A healthy lifestyle can go a long way toward reducing the risk of heart disease or managing a diagnosed condition, even if you face a higher risk due to uncontrollable factors such as age, sex or family history. But making changes in your daily life is not always easy and takes personal discipline. You may sense a loss of control over your life in eating differently, making time for exercise and taking regular medication.

Coping skills

How you handle stress influences how your cardiovascular system responds. Studies reveal that if stress makes you angry or irritable, you’re more likely to have heart disease. In fact, the way you respond to stress may be as great a risk factor for heart problems as smoking, high blood pressure and high cholesterol.

Avoid the downward spiral

Depression is a persistent feeling of sadness and despair that can isolate you from the rest of the world. In its severest form, clinical depression not only increases the risk of heart disease but can worsen an existing condition.

Research shows that while only about 20 percent of us experience an episode of depression in our lifetimes, the figure climbs to 50 percent among people with heart disease. Men and women diagnosed with clinical depression are more than twice as likely to develop coronary artery disease, while heart patients are three times as likely to be more depressed at any given time than the population as a whole.

Bottom line – If left untreated, clinical depression can put you at substantially greater risk of suffering a heart attack or stroke and complicates the aftermath of a heart attackstroke, or invasive procedure such as open-heart surgery.

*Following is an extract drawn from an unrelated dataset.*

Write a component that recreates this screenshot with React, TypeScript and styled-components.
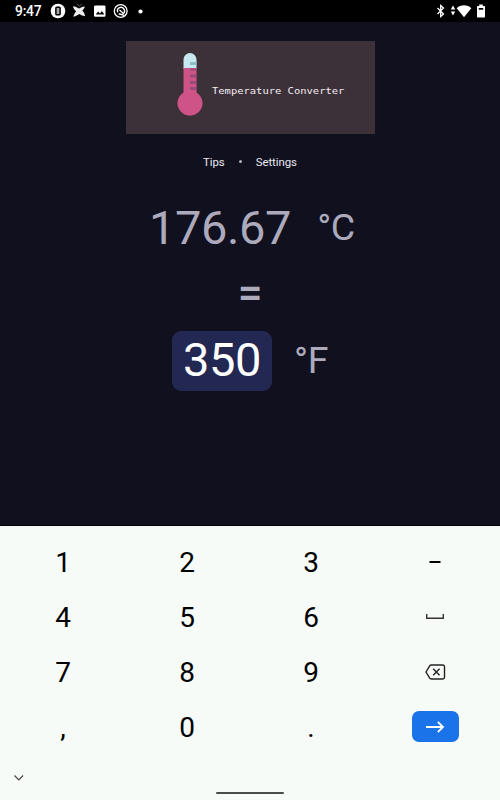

What’s more, your heart health can also affect your mental and emotional well being later in life. There is a connection between vascular health and dementia. Next to Alzheimer’s, vascular dementia is considered the second leading cause of problems with reasoning, judgment, memory and other thought processes caused by brain damage from impaired blood flow to your brain.

While there are no treatments to prevent or cure dementia at present, a Boston University School of Medicine study published in the New England Journal of Medicine suggests that rates for dementia have been falling in recent decades – and that increased emphasis on heart heat in that time period may be the reason. But the study also suggests that cautious optimism should not become complacency.

  • Identify the sources of stress in your life and look for ways to reduce and manage them.
  • Avoid trying to fix every problem at once. Focus instead on changing one existing habit.
  • Don’t ignore the symptoms of depression if lasting more than two weeks.

If you feel overwhelmed by the challenges of managing the behaviors associated with heart disease, you might want to consult a qualified psychologist that will work with your doctor to devise a suitable treatment program.